When Milton Friedman stepped forward on December 10, 1976, to receive the Nobel Memorial Prize in Economic Sciences from the King of Sweden, he needed bodyguards. His moment of glory was marred by a mob of protesters outside gathering to condemn Friedman’s alleged complicity in the crimes of the military regime ruling Chile, which allegedly lived and died according to his theories. One heckler even slipped inside, shouting “down with capitalism, freedom for Chile” from the balcony.

It was a telling moment in a controversial career. Despite being a professional academic, Friedman had never locked himself away in an ivory tower. Until his death at the age of 94 on November 16, 2006, he remained an intellectual warrior for ideas in the day-to-day world, and he helped change that world in important and positive ways. Along the way he made a lot of enemies, some of whom shouted their insults from places more respectable than a mob outside the Stockholm Concert Hall.

Writing in The Washington Post, the journalist Bernard Nossiter claimed Friedman won only because the Nobel in economics, rather than being one of the original prizes established in Alfred Nobel’s will, was a later addition financed by the Swedish Central Bank—and central banks, he declared, adored Friedman. In fact, Friedman had long advocated the abolition of the U.S. Federal Reserve, the world’s mightiest central bank. He thought it better to replace its control over interest rates and the money supply with a mechanical rule for monetary growth.

In The New Republic, in those days the leading voice of American liberalism, Melville J. Ulmer likened Friedman’s economics prize to a peace prize for Idi Amin or a literature prize for Spiro Agnew.
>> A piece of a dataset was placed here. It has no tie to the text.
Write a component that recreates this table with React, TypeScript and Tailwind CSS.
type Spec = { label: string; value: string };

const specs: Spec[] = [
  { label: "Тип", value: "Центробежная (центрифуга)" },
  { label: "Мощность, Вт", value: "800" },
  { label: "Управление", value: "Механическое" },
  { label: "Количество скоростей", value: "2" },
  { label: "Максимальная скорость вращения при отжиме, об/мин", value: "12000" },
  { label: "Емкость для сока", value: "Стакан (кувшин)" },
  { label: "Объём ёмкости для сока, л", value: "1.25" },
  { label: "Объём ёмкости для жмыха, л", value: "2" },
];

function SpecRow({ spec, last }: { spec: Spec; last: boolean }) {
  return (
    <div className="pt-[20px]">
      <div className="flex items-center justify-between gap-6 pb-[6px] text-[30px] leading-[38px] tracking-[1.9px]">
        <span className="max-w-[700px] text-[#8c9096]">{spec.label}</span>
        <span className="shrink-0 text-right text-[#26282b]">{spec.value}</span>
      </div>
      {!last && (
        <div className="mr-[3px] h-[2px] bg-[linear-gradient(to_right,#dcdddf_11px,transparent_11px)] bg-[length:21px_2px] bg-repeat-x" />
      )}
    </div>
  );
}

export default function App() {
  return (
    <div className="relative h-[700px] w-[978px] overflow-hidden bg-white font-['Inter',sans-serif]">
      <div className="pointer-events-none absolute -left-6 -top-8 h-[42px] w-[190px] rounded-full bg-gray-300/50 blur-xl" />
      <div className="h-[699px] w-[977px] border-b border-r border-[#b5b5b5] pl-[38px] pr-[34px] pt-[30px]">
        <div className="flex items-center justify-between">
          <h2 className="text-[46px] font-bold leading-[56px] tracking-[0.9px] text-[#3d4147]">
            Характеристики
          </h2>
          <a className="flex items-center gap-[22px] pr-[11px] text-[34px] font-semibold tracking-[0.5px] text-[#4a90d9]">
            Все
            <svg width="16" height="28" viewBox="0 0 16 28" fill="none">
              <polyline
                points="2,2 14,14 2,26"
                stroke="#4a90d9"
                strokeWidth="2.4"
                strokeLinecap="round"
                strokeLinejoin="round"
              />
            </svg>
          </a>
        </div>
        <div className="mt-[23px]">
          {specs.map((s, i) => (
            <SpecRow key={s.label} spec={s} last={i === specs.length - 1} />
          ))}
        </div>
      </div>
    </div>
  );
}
While acknowledging that no economist seemed surprised or appalled at Friedman’s laurel, Ulmer claimed that “much of the world” bridled at his winning. Despite his pique, Ulmer did accurately summarize what Friedman represented for the millions of people who read his popular column of political and economic commentary in Newsweek and the hundreds of thousands who had read his 1962 book Capitalism and Freedom, which argued that free markets were an essential part of any truly free society.

“Friedman,” Ulmer wrote, “is best known as a tireless, peppery advocate of liberalism in the 19th century European sense, perhaps the nation’s outstanding intellectual exponent of laissez-faire.…He opposes government activity of practically all kinds.…He would abolish virtually all regulations on industry, working conditions, and the professions. He would turn over to private industry the nation’s schools, highways, federal parks, the post office and all other publicly operated services like water supply, local buses and subways. He would scrap Social Security, the entire welfare system and the progressive income tax schedule. Few, if any, measures to protect the environment or the consumer would win his approval. He would terminate all government efforts to stabilize the economy through fiscal and monetary policies, public works or other means. He would leave presidential candidates, and I suppose all other candidates for public office, with nothing to talk about.” (Italics in original.)
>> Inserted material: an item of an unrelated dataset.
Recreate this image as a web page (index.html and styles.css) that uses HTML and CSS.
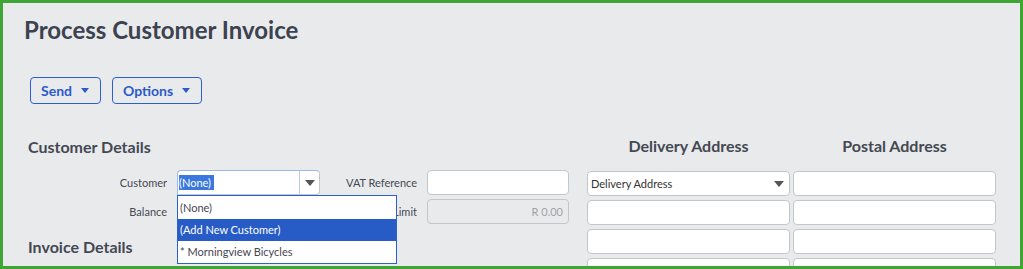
FILE: index.html
```html
<!DOCTYPE html>
<html lang="en">
<head>
    <meta charset="UTF-8">
    <meta name="viewport" content="width=device-width, initial-scale=1.0">
    <title>Process Customer Invoice</title>
    <link rel="stylesheet" href="styles.css">
</head>
<body>
    <div class="frame">
        <h1>Process Customer Invoice</h1>
        <div class="toolbar">
            <button class="menu-btn">Send <span class="caret"></span></button>
            <button class="menu-btn">Options <span class="caret"></span></button>
        </div>
        <div class="details">
            <div class="left-col">
                <h2>Customer Details</h2>
                <div class="row">
                    <label class="lbl">Customer</label>
                    <div class="combo">
                        <div class="select focused">
                            <span class="sel-text">(None)</span>
                            <span class="arrow-box"><span class="arrow"></span></span>
                        </div>
                        <ul class="dropdown">
                            <li>(None)</li>
                            <li class="active">(Add New Customer)</li>
                            <li>* Morningview Bicycles</li>
                        </ul>
                    </div>
                    <label class="lbl lbl-mid">VAT Reference</label>
                    <input class="field" type="text">
                </div>
                <div class="row">
                    <label class="lbl">Balance</label>
                    <div class="spacer"></div>
                    <label class="lbl lbl-mid">Credit Limit</label>
                    <input class="field disabled" type="text" value="R 0.00" disabled>
                </div>
                <h2 class="sub">Invoice Details</h2>
            </div>
            <div class="right-col">
                <div class="addr-heads">
                    <h3>Delivery Address</h3>
                    <h3>Postal Address</h3>
                </div>
                <div class="addr-grid">
                    <div class="select plain">
                        <span class="sel-plain">Delivery Address</span>
                        <span class="arrow"></span>
                    </div>
                    <input class="field" type="text">
                    <input class="field" type="text">
                    <input class="field" type="text">
                    <input class="field" type="text">
                    <input class="field" type="text">
                    <input class="field" type="text">
                    <input class="field" type="text">
                </div>
            </div>
        </div>
    </div>
</body>
</html>
```

FILE: styles.css
```css
body {
    margin: 0;
    font-family: Lato, "Open Sans", sans-serif;
    color: #444852;
}

.frame {
    box-sizing: border-box;
    width: 1023px;
    height: 269px;
    border: 3px solid #3fa535;
    background: #e9eaec;
    overflow: hidden;
}

h1 {
    margin: 0;
    padding: 12px 0 0 21px;
    font-size: 24px;
    font-weight: 700;
    color: #3c4250;
    line-height: 30px;
}

.toolbar {
    display: flex;
    gap: 11px;
    padding: 32px 0 0 27px;
}

.menu-btn {
    display: flex;
    align-items: center;
    gap: 9px;
    height: 27px;
    padding: 0 11px 0 10px;
    background: transparent;
    border: 1px solid #2b5fd4;
    border-radius: 4px;
    color: #2b5bc9;
    font-family: Lato, sans-serif;
    font-size: 14px;
    font-weight: 700;
}

.caret {
    width: 0;
    height: 0;
    border-left: 4px solid transparent;
    border-right: 4px solid transparent;
    border-top: 5px solid #2b5bc9;
}

.details {
    display: flex;
    padding-top: 25px;
}

.left-col {
    width: 541px;
    padding-left: 25px;
}

h2 {
    margin: 0;
    font-size: 16px;
    font-weight: 700;
    line-height: 20px;
    color: #444852;
    padding-top: 8px;
    height: 33px;
}

h2.sub {
    padding-top: 9px;
}

.row {
    display: flex;
    align-items: center;
    height: 25px;
    margin-bottom: 4px;
}

.lbl {
    box-sizing: border-box;
    width: 149px;
    padding-right: 10px;
    text-align: right;
    font-size: 11px;
    color: #444852;
}

.lbl-mid {
    width: 107px;
}

.combo {
    position: relative;
    width: 143px;
}

.spacer {
    width: 143px;
}

.select {
    box-sizing: border-box;
    display: flex;
    align-items: center;
    height: 25px;
    background: #fff;
    border: 1px solid #c4c6cd;
    border-radius: 4px;
    font-size: 11px;
}

.select.focused {
    border-color: #9fb6e6 #c4c6cd #c4c6cd #9fb6e6;
    border-radius: 4px 4px 4px 0;
}

.sel-text {
    flex: 1;
    margin-left: 1px;
    line-height: 15px;
    color: #fff;
    background: linear-gradient(#3a78de, #3a78de) no-repeat 0 0 / 35px 100%;
}

.arrow-box {
    display: flex;
    align-items: center;
    justify-content: center;
    width: 19px;
    height: 23px;
    border-left: 1px solid #b7cbee;
}

.arrow {
    width: 0;
    height: 0;
    border-left: 5px solid transparent;
    border-right: 5px solid transparent;
    border-top: 6px solid #555;
}

.dropdown {
    position: absolute;
    top: 25px;
    left: 0;
    width: 220px;
    margin: 0;
    padding: 1px 0 0;
    list-style: none;
    background: #fff;
    border: 1px solid #2b5fd4;
    box-sizing: border-box;
    z-index: 2;
}

.dropdown li {
    height: 22px;
    line-height: 21px;
    padding-left: 2px;
    font-size: 11px;
    color: #444852;
}

.dropdown li.active {
    background: #275bc6;
    color: #fff;
}

.field {
    box-sizing: border-box;
    width: 142px;
    height: 25px;
    margin: 0;
    background: #fff;
    border: 1px solid #c4c6cd;
    border-radius: 4px;
    font-family: Lato, sans-serif;
    font-size: 11px;
}

.field.disabled {
    background: #e9eaec;
    color: #a0a2a8;
    text-align: right;
    padding-right: 5px;
}

.right-col {
    padding-left: 18px;
}

.addr-heads {
    display: flex;
    gap: 3px;
    height: 42px;
}

h3 {
    margin: 0;
    width: 203px;
    padding-top: 7px;
    text-align: center;
    font-size: 16px;
    font-weight: 700;
    color: #444852;
}

.addr-grid {
    display: grid;
    grid-template-columns: 203px 203px;
    column-gap: 3px;
    row-gap: 4px;
}

.addr-grid .field {
    width: 203px;
}

.select.plain {
    justify-content: space-between;
    padding: 0 5px 0 3px;
}

.sel-plain {
    font-size: 11px;
    color: #333;
}
```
Friedman did call for all that, and the intellectual acumen that won him the Nobel helped him become the most widely heeded and influential advocate for libertarian ideas in the 20th century. Because of his successes, we now live, to a delightful degree, in Friedman’s world. Beyond his specific policy victories on matters such as ending the draft and curbing inflation, on a higher level he lived to see communism, the antithesis of his economic and social beliefs, die. Smuggled copies of Friedman’s writings helped inspire and educate dissidents in the Soviet bloc, and the most economically successful former republic of the USSR, Estonia, achieved its growth with policies inspired directly by Friedman’s work.
 
Friedman, to me, symbolizes everything this country used to stand for, which has been thrown to the curb by the actions of both major parties.

Freedom and liberty: everything Friedman stood for. We have none of that anymore.

I was in class the other day and a student (a self-proclaimed Marxist) mentioned off hand, during a break, that he had a party on the day Friedman died last year. I wanted to spit in his face, but knew enough to not stoop down to his level. So, I did just that and told him I was going to have a party on the day he died to celebrate one less brainless Marxist around.